Par ailleurs M. Hannezo, visé comme Messier par des poursuites en nom collectif intentées par des actionnaires, a également pris ses distances par rapport au diagnostic selon lui "très dramatique" de Jean-René Fourtou, porté à la direction du groupe en juillet 2002 après l'éviction de Jean-Marie Messier.
M. Fourtou avait affirmé peu de temps après son arrivée à la tête du groupe qu'il était au bord de la faillite.
"Ce qui était erroné (de la part de M. Fourtou), c'était de dire que le groupe était à quelques jours du dépôt de bilan, comme il l'a dit. C'était faux", a affirmé M. Hannezo.

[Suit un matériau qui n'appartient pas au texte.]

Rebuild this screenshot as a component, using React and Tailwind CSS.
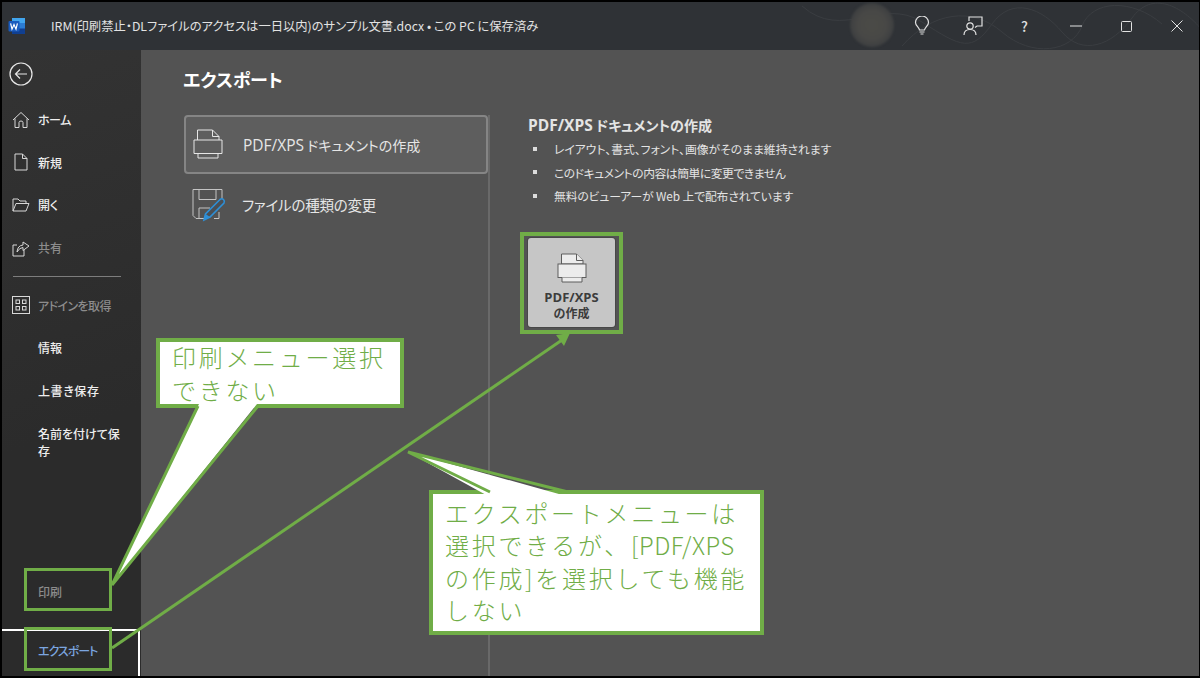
const JP = "font-['Noto_Sans_CJK_JP','Noto_Sans',sans-serif]";
const LATIN = "font-['Open_Sans','Noto_Sans',sans-serif]";

function WordLogo() {
  return (
    <svg width="18" height="18" viewBox="0 0 18 18">
      <rect x="4" y="1" width="13" height="16" rx="1" fill="#2b7cd3" />
      <rect x="4" y="1" width="13" height="5" fill="#41a5ee" />
      <rect x="4" y="11.5" width="13" height="5.5" fill="#103f91" />
      <rect x="0.5" y="4" width="11" height="10.5" rx="1" fill="#185abd" />
      <path d="M2.6 6.3 L4 12.2 L6 7.6 L8 12.2 L9.4 6.3" fill="none" stroke="#fff" strokeWidth="1.2" />
    </svg>
  );
}

const s = { fill: "none", stroke: "currentColor", strokeWidth: 1 };

const Icons = {
  back: (
    <svg width="24" height="24" viewBox="0 0 24 24" {...s} strokeWidth="1.2">
      <circle cx="12" cy="12" r="11" />
      <path d="M18 12H6.5M11 7.5 6.5 12l4.500 4.500" />
    </svg>
  ),
  home: (
    <svg width="18" height="18" viewBox="0 0 18 18" {...s}>
      <path d="M1 9 9 1.500 17 9M3 7.500V16.500H7V11.500Q7 10 9 10T11 11.500V16.500H15V7.500" />
    </svg>
  ),
  doc: (
    <svg width="14" height="18" viewBox="0 0 14 18" {...s}>
      <path d="M1 1H8.500L13 5.500V17H1ZM8.500 1V5.500H13" />
    </svg>
  ),
  open: (
    <svg width="18" height="14" viewBox="0 0 18 14" {...s}>
      <path d="M1 13V1H6L8 3H14V5.500M1 13 4 5.500H17L14 13Z" />
    </svg>
  ),
  share: (
    <svg width="18" height="18" viewBox="0 0 18 18" {...s}>
      <path d="M5 6H1V17H12V11M5 13Q5.500 6.500 11 6V3L17 7 11 11.500V8.500Q7.500 8.500 5 13Z" />
    </svg>
  ),
  addin: (
    <svg width="18" height="18" viewBox="0 0 18 18" {...s}>
      <rect x="0.500" y="0.500" width="17" height="17" />
      <rect x="4" y="4" width="3.500" height="3.500" />
      <rect x="10.500" y="4" width="3.500" height="3.500" />
      <rect x="4" y="10.500" width="3.500" height="3.500" />
      <rect x="10.500" y="10.500" width="3.500" height="3.500" />
    </svg>
  ),
  printer: (
    <svg width="30" height="31" viewBox="0 0 30 31" {...s}>
      <path d="M4.500 11V1H19.500L26 7.500V11M19.500 1V7.500H26M1 11H29V24.500H1ZM5 24.500V29H25V24.500" />
    </svg>
  ),
  save: (
    <svg width="34" height="34" viewBox="0 0 34 34">
      <path d="M15 30.500H4L1 27.500V1.500H30V12M7 1.500V11.500H24V1.500M7 30.500V20H18M27 24V30.500H22" fill="none" stroke="#c4c4c4" strokeWidth="1" />
      <path d="M12 32 13.500 26 28 11.500Q30 10 31.500 11.500T32 15L18 29Z" fill="#4a4f55" stroke="#2e8fd6" strokeWidth="1.600" />
      <path d="M12 32 13.500 26 18 29Z" fill="#2e8fd6" />
    </svg>
  ),
  bigPrinter: (
    <svg width="30" height="31" viewBox="0 0 30 31">
      <path d="M4.500 11V1H19.500L26 7.500V11Z" fill="#ececec" stroke="#5d5d5d" />
      <path d="M19.500 1V7.500H26" fill="#ececec" stroke="#5d5d5d" />
      <rect x="1" y="11" width="28" height="13.500" fill="#ececec" stroke="#5d5d5d" />
      <path d="M5 24.500V29H25V24.500" fill="#ececec" stroke="#5d5d5d" />
    </svg>
  ),
};

function Item({ icon, label, dim, className = "", labelClass = "" }) {
  return (
    <div className={`flex h-[42.6px] items-center ${dim ? "text-[#8c8c8c]" : "text-[#eeeeee]"} ${className}`}>
      <span className="flex w-[36px] shrink-0 justify-center pl-[2px] text-[#d8d8d8]">{icon}</span>
      <span className={`w-[90px] text-[12px] leading-[17px] font-medium [font-feature-settings:'palt'] ${labelClass}`}>{label}</span>
    </div>
  );
}

function TitleBar() {
  return (
    <header className="relative flex h-[48px] shrink-0 items-center overflow-hidden bg-[#2f3236] text-[#e2e2e2]">
      <svg className="absolute top-0 left-[780px]" width="420" height="48" fill="none" stroke="#3a3d41" strokeWidth="1">
        <path d="M20 4C60 40 100 -6 140 20S190 50 210 22 260 6 280 30 330 44 350 16 400 4 420 28" />
        <path d="M120 44C150 10 190 4 220 30S290 50 300 24 350 -4 380 22" />
      </svg>
      <div className="absolute top-[1px] left-[848px] h-[44px] w-[44px] rounded-full bg-[radial-gradient(circle,#4b4b47_0%,#484846_45%,#3c3e40_75%,#2f3236_100%)] blur-[1px]" />
      <span className="relative ml-[6px]"><WordLogo /></span>
      <span className="relative ml-[25px] text-[12.300px] whitespace-nowrap [font-feature-settings:'palt']">
        IRM(印刷禁止・DLファイルのアクセスは一日以内)のサンプル文書.docx • この PC に保存済み
      </span>
      <div className="relative ml-auto flex h-full items-center">
        <svg className="mr-[33px]" width="16" height="20" viewBox="0 0 16 20" {...s} strokeWidth="1.200">
          <path d="M5.500 14C5 11 1.500 10 1.500 6.500A6.500 6.500 0 0 1 14.500 6.500C14.500 10 11 11 10.500 14ZM5.500 16H10.500M6.500 18H9.500" />
        </svg>
        <svg className="mr-[38px]" width="20" height="20" viewBox="0 0 20 20" {...s} strokeWidth="1.200">
          <path d="M6 5V1H19V10H14L12 11.500M10 7.500" />
          <circle cx="7" cy="10" r="3.200" />
          <path d="M1 19C1 15 4 13.500 7 13.500S13 15 13 19" />
        </svg>
        <span className="mr-[42px] text-[14px] font-medium">?</span>
        <svg className="mr-[39px]" width="12" height="2" viewBox="0 0 12 2"><path d="M0 1H12" stroke="currentColor" /></svg>
        <svg className="mr-[39px]" width="11" height="11" viewBox="0 0 11 11" {...s}><rect x="0.500" y="0.500" width="10" height="10" rx="1" /></svg>
        <svg className="mr-[16px]" width="12" height="12" viewBox="0 0 12 12" {...s}><path d="M0.500 0.500 11.500 11.500M11.500 0.500 0.500 11.500" /></svg>
      </div>
    </header>
  );
}

function Sidebar() {
  return (
    <aside className="flex w-[139px] shrink-0 flex-col bg-[linear-gradient(160deg,#333333,#2b2b2b_60%)]">
      <div className="mt-[12px] mb-[12.500px] ml-[7px] text-[#e8e8e8]">{Icons.back}</div>
      <Item icon={Icons.home} label="ホーム" labelClass="tracking-[-0.500px]" />
      <Item icon={Icons.doc} label="新規" />
      <Item icon={Icons.open} label="開く" />
      <Item icon={Icons.share} label="共有" dim />
      <div className="my-[7px] mr-[20px] ml-[11px] h-px bg-[#7d7d7d]" />
      <Item icon={Icons.addin} label="アドインを取得" dim labelClass="tracking-[-0.600px]" />
      <Item label="情報" />
      <Item label="上書き保存" labelClass="tracking-[0.600px]" />
      <Item label="名前を付けて保存" className="mt-[9px]" />
      <Item label="印刷" dim className="mt-auto mb-[16px]" />
      <div className="mr-[1px] flex h-[47px] items-center border-t-2 border-r-2 border-white pb-[5px] text-[#7ba6e0]">
        <span className="w-[36px] shrink-0" />
        <span className="text-[12px] font-medium tracking-[-1px] [font-feature-settings:'palt']">エクスポート</span>
      </div>
    </aside>
  );
}

function Main() {
  return (
    <main className="flex min-w-0 flex-1 flex-col bg-[#535353] pl-[42px]">
      <h1 className="mt-[16px] h-[49px] text-[18px] leading-[26px] font-bold text-white [font-feature-settings:'palt']">エクスポート</h1>
      <div className="flex flex-1">
        <div className="w-[307px] shrink-0 border-r-2 border-[#696969]">
          <div className="ml-[1px] flex h-[59px] items-center rounded-[4px] border-2 border-[#858585] bg-[#5e5e5e] pl-[7px] text-[#e6e6e6]">
            {Icons.printer}
            <span className="ml-[20px] text-[14px] leading-[20px] [font-feature-settings:'palt']">
              <span className={`${LATIN} text-[15.500px]`}>PDF/XPS</span> ドキュメントの作成
            </span>
          </div>
          <div className="mt-[10px] flex h-[42px] items-center pl-[9px] text-[#e6e6e6]">
            {Icons.save}
            <span className="ml-[16px] text-[14.500px] tracking-[-0.200px] [font-feature-settings:'palt']">ファイルの種類の変更</span>
          </div>
        </div>
        <div className="ml-[38px] flex flex-col text-[#e4e4e4]">
          <h2 className="h-[25px] text-[14px] leading-[20px] font-bold [font-feature-settings:'palt']">
            <span className={`${LATIN} text-[15.500px]`}>PDF/XPS</span> ドキュメントの作成
          </h2>
          <ul className="flex flex-col gap-[6px] text-[11.800px] leading-[17.500px] [font-feature-settings:'palt']">
            <li className="flex items-center">
              <span className="mr-[17px] ml-[5px] h-[4px] w-[4px] bg-[#dcdcdc]" />
              レイアウト、書式、フォント、画像がそのまま維持されます
            </li>
            <li className="flex items-center tracking-[-0.450px]">
              <span className="mr-[17px] ml-[5px] h-[4px] w-[4px] bg-[#dcdcdc]" />
              このドキュメントの内容は簡単に変更できません
            </li>
            <li className="flex items-center tracking-[-0.100px]">
              <span className="mr-[17px] ml-[5px] h-[4px] w-[4px] bg-[#dcdcdc]" />
              無料のビューアーが Web 上で配布されています
            </li>
          </ul>
          <div className="mt-[33px] flex h-[89px] w-[87px] flex-col items-center rounded-[3px] bg-[#c6c6c6] pt-[15px] text-[#3c3c3c] shadow-[0_0_0_1px_#474747]">
            {Icons.bigPrinter}
            <span className="mt-[5px] text-center text-[12px] leading-[15.500px] font-bold [font-feature-settings:'palt']">
              <span className={`${LATIN} text-[13px]`}>PDF/XPS</span><br />の作成
            </span>
          </div>
        </div>
      </div>
    </main>
  );
}

function Annotations() {
  return (
    <>
      <div className="absolute top-[568px] left-[24px] h-[43px] w-[88px] border-[3px] border-[#70ad47]" />
      <div className="absolute top-[627px] left-[24px] h-[44px] w-[88px] border-[3px] border-[#70ad47]" />
      <div className="absolute top-[232px] left-[520px] h-[102px] w-[103px] border-[4px] border-[#70ad47]" />
      <div className="absolute top-[338px] left-[156px] h-[70px] w-[248px] border-[4px] border-[#70ad47] bg-white pl-[12px] text-[24px] leading-[33px] tracking-[2.700px] font-light text-[#70ad47]">
        <div className="-mt-[2px]">印刷メニュー選択<br />できない</div>
      </div>
      <div className="absolute top-[490px] left-[429px] h-[145px] w-[335px] border-[4px] border-[#70ad47] bg-white pt-[2.500px] pl-[12px] text-[24px] leading-[32.500px] tracking-[2.700px] font-light text-[#70ad47]">
        エクスポートメニューは<br />選択できるが、<span className="tracking-[0.500px]">[PDF/XPS</span><br />の作成]を選択しても機能<br />しない
      </div>
      <svg className="absolute inset-0" width="1200" height="678" fill="none">
        <path d="M199 404 112 585 257 404Z" fill="#fff" />
        <path d="M198 406 112 585 258 406" stroke="#70ad47" strokeWidth="3" />
        <path d="M488 496 408 452 566 496Z" fill="#fff" />
        <path d="M490 492 408 452 568 492" stroke="#70ad47" strokeWidth="3" />
        <path d="M112 648 562 340" stroke="#70ad47" strokeWidth="3" />
        <path d="M570 333 556 335 564 346Z" fill="#70ad47" />
      </svg>
    </>
  );
}

export default function App() {
  return (
    <div className={`relative h-[678px] w-[1200px] overflow-hidden bg-black ${JP}`}>
      <div className="flex h-full flex-col pt-[2px] pr-[1px] pb-[2px] pl-[2px]">
        <TitleBar />
        <div className="flex min-h-0 flex-1">
          <Sidebar />
          <Main />
        </div>
      </div>
      <Annotations />
    </div>
  );
}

A plusieurs reprises l'avocat des plaignants a tenté de faire dire à M. Hannezo que Vivendi Universal avait traversé une crise de liquidités, qui avait été cachée aux actionnaires, mais M. Hannezo a esquivé.
"Vivendi a toujours honoré ses obligations, toutes ses obligations, et il n'y a jamais eu une seule facture qui n'ait pas été payée à l'heure par Vivendi Universal. En ce sens il n'y avait pas de crise de liquidités. Il y avait une inquiétude sur les liquidités" engendrée, selon M. Hannezo, par la "crise de confiance" dans l'équipe dirigeante du groupe. "C'est là la vraie origine de la crise", a-t-il affirmé.
Des témoins ont déjà indiqué lors de ce procès fleuve, ouvert il y a trois semaines, que des banques avaient refusé à la mi-2002 de reconduire des lignes de crédit, comme l'exigeaient des agences de notation financière, tant que M. Messier resterait à la barre du groupe.
M. Messier avait soudainement été évincé, cédant la place à M. Fourtou, qui avait réussi en quelques jours à trouver de nouveaux crédits.
"La réalité de la situation c'est que même si les lignes de crédit n'avaient pas été renouvelées, Vivendi avait encore en moyenne (...) environ trois mois, et en fait la ligne de crédit ouverte en juillet n'a pas été utilisée avant octobre ou novembre, c'est un fait", a souligné M. Hannezo.
L'ancien directeur financier et bras droit de M. Messier doit comparaître durant au moins trois jours au cours de ce procès potentiellement très onéreux pour Vivendi.
Le recueil des notes d'avertissements qu'il avait adressées à M. Messier au moment même où Vivendi Universal vantait au public une situation financière florissante sont une pièce maîtresse de l'accusation.
Le procès à New York se poursuit alors qu'à Paris le juge Jean-Marie d'Huy a renvoyé en correctionnelle MM. Messier et Hannezo et cinq autres anciens hauts responsables du groupe.